(WHAT IS ASKED):
Please print exactly the lines below, from the start of the material up to and including the line with "</style></head><body>", but none of the pictures.

(PROVIDED MATERIAL):
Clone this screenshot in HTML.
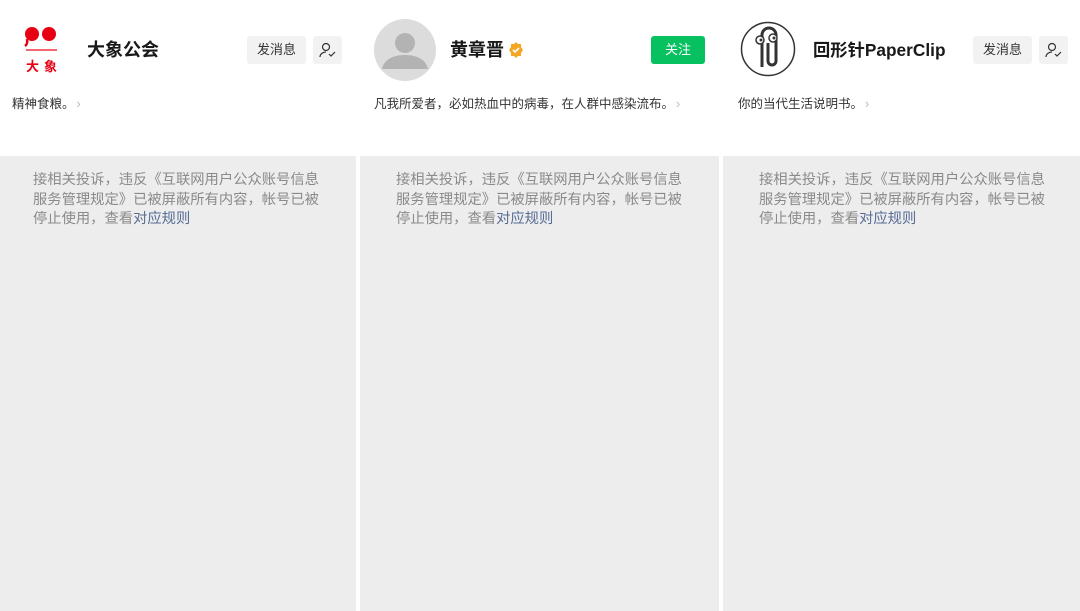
<!DOCTYPE html>
<html><head><meta charset="utf-8"><style>
*{margin:0;padding:0;box-sizing:border-box}
body{width:1080px;height:611px;background:#fff;position:relative;overflow:hidden;font-family:"Liberation Sans","Noto Sans CJK SC",sans-serif}
.col{position:absolute;top:0;width:356px;height:611px;background:#fff}
.gray{position:absolute;top:156px;left:0;right:0;bottom:0;background:#ededed}
.msg{position:absolute;left:33px;top:15px;width:292px;font-size:14.3px;line-height:19.5px;color:#8a8a8a}
.msg a{color:#576b95;text-decoration:none}
.name{position:absolute;top:36px;font-size:18px;font-weight:bold;color:#191919;line-height:28px}
.desc{position:absolute;left:12px;top:95px;font-size:12.5px;color:#333;line-height:18px}
.desc i{font-style:normal;color:#bbb;margin-left:2px}
.btn{position:absolute;top:36px;height:28px;background:#f2f2f2;border-radius:3px;font-size:13px;color:#333;line-height:28px;text-align:center}
</style></head><body>

<div class="col" style="left:0">
  <svg style="position:absolute;left:22px;top:24px" width="40" height="52" viewBox="0 0 40 52">
    <circle cx="10" cy="10" r="7" fill="#e60012"/><circle cx="27" cy="10" r="7" fill="#e60012"/>
    <path d="M5 15 Q6 20 3 22" stroke="#e60012" stroke-width="2.5" fill="none"/>
    <rect x="4" y="25" width="31" height="2" fill="#e60012" opacity=".6"/>
    <text x="4" y="47" font-size="13" font-weight="bold" fill="#e60012" font-family="Noto Sans CJK SC,sans-serif">大</text>
    <text x="22" y="47" font-size="13" font-weight="bold" fill="#e60012" font-family="Noto Sans CJK SC,sans-serif">象</text>
  </svg>
  <div class="name" style="left:87px">大象公会</div>
  <div class="btn" style="left:247px;width:59px">发消息</div>
  <div class="btn" style="left:313px;width:29px"><svg width="18" height="18" viewBox="0 0 18 18" style="margin-top:5px"><circle cx="7" cy="6" r="3.5" fill="none" stroke="#333" stroke-width="1.2"/><path d="M1 16c0-3 3-5 6-5M10 13l2 2 4-4" fill="none" stroke="#333" stroke-width="1.2"/></svg></div>
  <div class="desc">精神食粮。<i>›</i></div>
  <div class="gray"><div class="msg">接相关投诉，违反《互联网用户公众账号信息服务管理规定》已被屏蔽所有内容，帐号已被停止使用，查看<a>对应规则</a></div></div>
</div>

<div class="col" style="left:360px;width:359px">
  <svg style="position:absolute;left:14px;top:19px" width="62" height="62" viewBox="0 0 62 62"><circle cx="31" cy="31" r="31" fill="#dcdcdc"/><circle cx="31" cy="24" r="10" fill="#b3b3b3"/><path d="M8 50c2-10 12-14 23-14s21 4 23 14z" fill="#b3b3b3"/></svg>
  <div class="name" style="left:90px">黄章晋</div>
  <svg style="position:absolute;left:148px;top:42px" width="16" height="16" viewBox="0 0 16 16"><path d="M8 0l2 2h3v3l2 3-2 3v3h-3l-2 2-2-2H3v-3L1 8l2-3V2h3z" fill="#f5a623"/><path d="M5 8l2 2 4-4" stroke="#fff" stroke-width="1.6" fill="none"/></svg>
  <div style="position:absolute;left:291px;top:36px;width:54px;height:28px;background:#07c160;border-radius:3px;color:#fff;font-size:13px;line-height:28px;text-align:center">关注</div>
  <div class="desc" style="left:14px">凡我所爱者，必如热血中的病毒，在人群中感染流布。<i>›</i></div>
  <div class="gray"><div class="msg" style="left:36px">接相关投诉，违反《互联网用户公众账号信息服务管理规定》已被屏蔽所有内容，帐号已被停止使用，查看<a>对应规则</a></div></div>
</div>

<div class="col" style="left:723px;width:357px">
  <svg style="position:absolute;left:17px;top:21px" width="56" height="56" viewBox="0 0 56 56"><circle cx="28" cy="28" r="26.5" fill="#fff" stroke="#333" stroke-width="1.5"/>
    <path d="M22 46V14a7 7 0 0 1 14 0v26a4 4 0 0 1-8 0V22" fill="none" stroke="#333" stroke-width="3"/>
    <circle cx="20" cy="19" r="4" fill="#fff" stroke="#333" stroke-width="1.5"/><circle cx="33" cy="17" r="4" fill="#fff" stroke="#333" stroke-width="1.5"/>
    <circle cx="21" cy="19" r="1.5" fill="#333"/><circle cx="34" cy="17" r="1.5" fill="#333"/></svg>
  <div class="name" style="left:90px;font-size:17.3px">回形针PaperClip</div>
  <div class="btn" style="left:250px;width:59px">发消息</div>
  <div class="btn" style="left:316px;width:29px"><svg width="18" height="18" viewBox="0 0 18 18" style="margin-top:5px"><circle cx="7" cy="6" r="3.5" fill="none" stroke="#333" stroke-width="1.2"/><path d="M1 16c0-3 3-5 6-5M10 13l2 2 4-4" fill="none" stroke="#333" stroke-width="1.2"/></svg></div>
  <div class="desc" style="left:15px">你的当代生活说明书。<i>›</i></div>
  <div class="gray"><div class="msg" style="left:36px">接相关投诉，违反《互联网用户公众账号信息服务管理规定》已被屏蔽所有内容，帐号已被停止使用，查看<a>对应规则</a></div></div>
</div>
</body></html>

(SOLVED PROBLEM):
Clone this screenshot in HTML.
<!DOCTYPE html>
<html><head><meta charset="utf-8"><style>
*{margin:0;padding:0;box-sizing:border-box}
body{width:1080px;height:611px;background:#fff;position:relative;overflow:hidden;font-family:"Liberation Sans","Noto Sans CJK SC",sans-serif}
.col{position:absolute;top:0;width:356px;height:611px;background:#fff}
.gray{position:absolute;top:156px;left:0;right:0;bottom:0;background:#ededed}
.msg{position:absolute;left:33px;top:15px;width:292px;font-size:14.3px;line-height:19.5px;color:#8a8a8a}
.msg a{color:#576b95;text-decoration:none}
.name{position:absolute;top:36px;font-size:18px;font-weight:bold;color:#191919;line-height:28px}
.desc{position:absolute;left:12px;top:95px;font-size:12.5px;color:#333;line-height:18px}
.desc i{font-style:normal;color:#bbb;margin-left:2px}
.btn{position:absolute;top:36px;height:28px;background:#f2f2f2;border-radius:3px;font-size:13px;color:#333;line-height:28px;text-align:center}
</style></head><body>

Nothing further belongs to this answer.